Ah, Love. Isn’t it just beautiful? At its best, it gives you consummate pleasure, a sudden rush of seemingly perpetual happiness resulting from being overwhelmed by the giddy feeling. At its worst, it hurts without mitigation, even to the point of emotional paralysis and death. Carlos Siguion-Reyna's Hihintayin Kita sa Langit (I Will Wait for You in Heaven), an adaptation of Emily Bronte's Wuthering Heights by way of William Wyler's 1939 version, exhausts the entire spectrum of the emotion, from the heights of ecstasy to the depths of torture.
It is an impeccably shot film. Cinematographer Romeo Vitug takes advantage of the sprawling hills and the violent shores of Batanes where most of the film was shot. Complementing Vitug’s gorgeous visuals are Ryan Cayabyab’s appropriately swooning musical score and George Canseco’s famous theme song whose lyrics evokes the film’s appreciation of the torturous facet of loving. Gomez, an actor whose chiseled face and physique contemplates the virility of the perfect Filipino man, and Zulueta, an actress whose frequent wide-eyed expressions exemplifies the submissiveness of the traditional Filipina, suit their roles very well. Together, with their undeniable good looks and their matching personalities and characteristics, they represent the perfect romantic couple and the fact that fate and circumstances are pulling them apart, it makes their struggle to stay together even more compelling. The film, from its literary roots down to the minutest technical detail, is designed to create this make-believe world where love is primordial, and everything else becomes subservient to that emotion.
This purposeful romantic sheen heightens the fantasy Siguion-Reyna concocts. It is a fantasy that clearly exploits a nation’s infatuation for larger-than-life struggles, of the downtrodden eventually reversing his fortunes, of victimizers getting their eventual punishment, and of love against all odds. Bronte’s classic work, stripped away of the complexity of its multi-generational narrative, perfectly suits this requirement. Siguion-Reyna shies away from portraying the subtleties of love and instead depicts it in its full grandeur and opulence. We see the emotion depicted in enormous gestures, with the lovers proclaiming their promises against dramatic landscapes, exploding in colossal sobs and tears, and bursting into exuberant expressions of reiterated affections for each other.
Hihintayin Kita sa Langit predictably culminates in the most grandly executed of tragedies.
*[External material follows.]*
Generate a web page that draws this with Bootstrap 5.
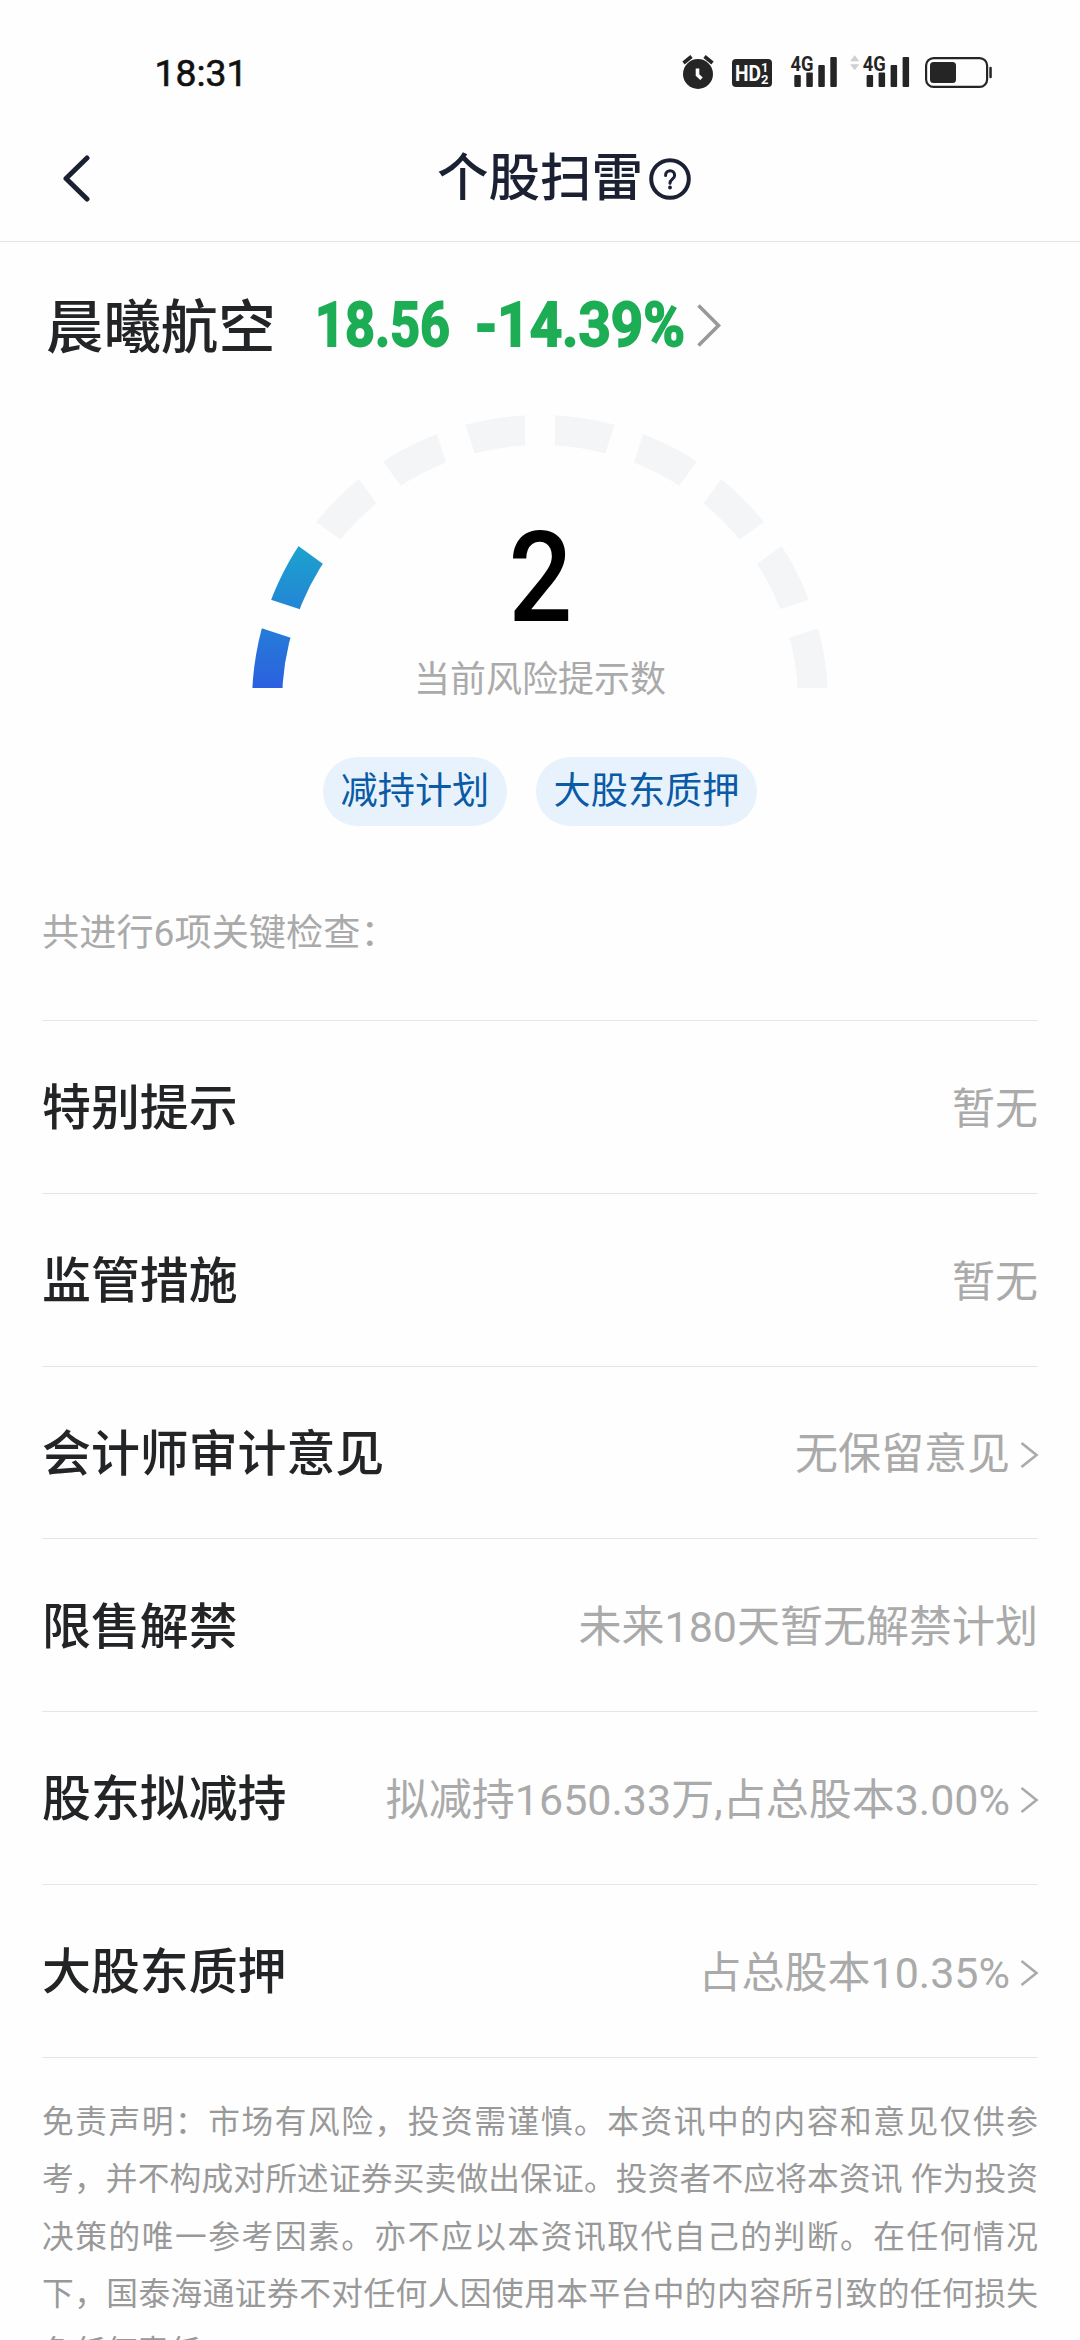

Gabriel, upon learning of Carmina’s condition, rushes to the Ilustre estate where she is kept captive. Carmina, fatally diminished by Alan’s violent jealousy, whittles in Gabriel’s embrace. Gabriel then carries her to the balcony overlooking the ironically serene sea, as they whisper their final apologetic farewells to each other. Alan catches them but his protestations do nothing and he shrinks in the background as the two lovers are consumed by their passions. Siguion-Reyna crafts this scene to perfection: the editing, the Vitug’s precise cinematography, Gomez, Zulueta, Quizon, and Vangie Labalan (who plays Carmina’s nanny) aptly amplified performances, and Cayabyab’s swelling music.
True to its title and to give a semblance of a happy ending, the film leaves its audience with the shot of the two lovers prancing in the hills. This is a direct quote from Wyler’s Wuthering Heights, an ending which director Wyler supposedly disapproved of but producer Samuel Goldwyn insisted on. The ending, awkwardly inserted (segued from the cemetery scene by disembodied laughter; a cinematic device more apt in a ghost story than a romance) making it seem more like an afterthought than anything else, softens the sadness and tames the tragedy. It is not unexpected that Hihintayin Kita sa Langit is regarded today with some reverence, considering that to a certain extent, the film, while not in any way revolutionary, is a competently crafted romance with some moments of absolute beauty, which is something of a rarity at the time it was made.